Gilpin isn’t alone in mishearing “Chain of Fools.” This arrangement by Doug Adams omits all of the major/minor ambiguity too.

This arrangement by Dallas Burke and Carl Major is yet another one that omits all the E naturals. Also, I don’t like that Burke and Major felt the need to insert a bunch of V-I cadences. They dress them up with 7#9 chords, but they are still putting Western functional harmony where it doesn’t belong. You can just hear Burke and Major saying, “Bluesy, bluesy, how do we make it bluesy. I know, V7#9 chords!” And they’re right, those are bluesy. But you know what’s even bluesier? Not having functional harmony at all, like in the actual song! What makes a person hear that and think, “I know better than the Muscle Shoals Swampers, I’m putting V-Is in there”? Is this Heinrich Schenker’s fault?

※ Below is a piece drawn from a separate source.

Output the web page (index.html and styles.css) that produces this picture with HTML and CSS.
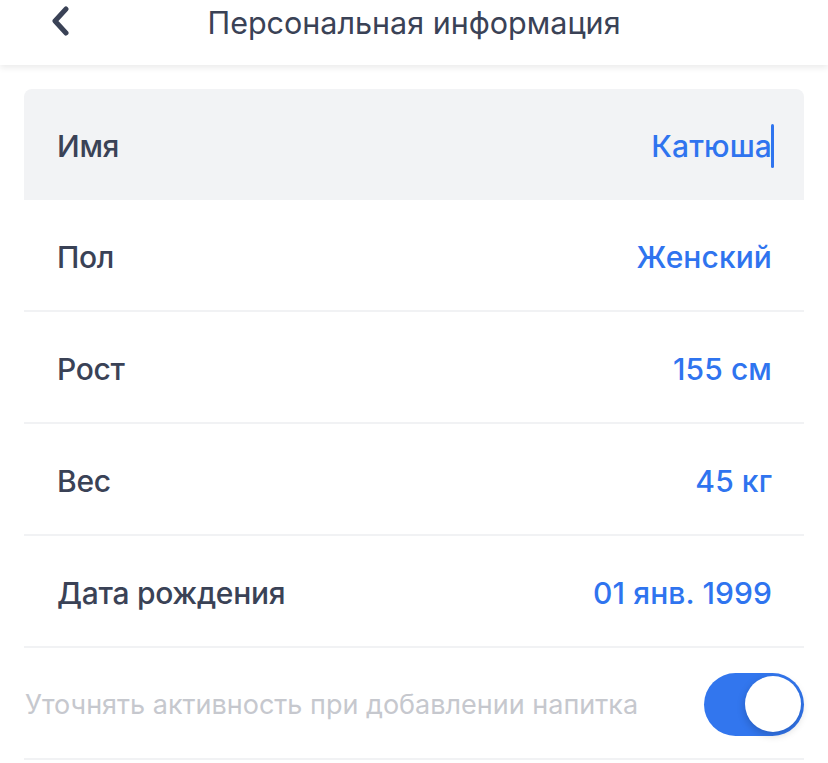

It isn’t just arrangers who mishear the blues. Many musicologists get it wrong too. For example, Walter Everett argues that blues consists of minor pentatonic melodies lying atop functional diatonic harmony. Everett acknowledges that not all blues songs use structural dominant chords, though. So he proposes that even when the V7 is absent in blues, it is nevertheless implicit because “it is of structural value in the major system that is inhabited by that blues” ([18]). I am not convinced. Where are the implied structural dominants in “Chain of Fools”? In “Spoonful“? In “Boogie Chillen“? In any funk or rap or techno song for that matter?

Music theory is important because it sets your expectations for what’s possible. I have been listening to blues and blues-based music my entire life, but I didn’t know to listen for neutral thirds until fairly recently. Once I learned that they were a thing, I started hearing them all over the place. To be clear, I had been hearing neutral thirds all along, but I had been misunderstanding them as minor or major thirds being bent sharp or flat. Now that I have this new conceptual category, I can hear the difference between an expressively bent minor third and an intentional neutral third as clear as day.

Standard music theory pedagogy hardly ever mentions the blues. Jazz theory tries to address it, but not usually in much depth. Meanwhile, the blues is a central pillar of the past hundred years of American music (and probably much more than that, but we don’t have recordings to go on.) I self-taught music theory for many years before I did the Western tonal theory sequence in grad school, and this omission was shocking to me. It’s emblematic of music theory’s white racial frame. The end result is that you get people like Greg Gilpin who are trying to be “inclusive” and “diverse”, but who end up doing inadvertent violence to the music. How many kids are playing “Chain of Fools” wrong in ensembles? University-level music theory teachers, you need to nip this nonsense in the bud. Teach the blues, teach it early, teach it in the required classes. Aretha Franklin deserves better.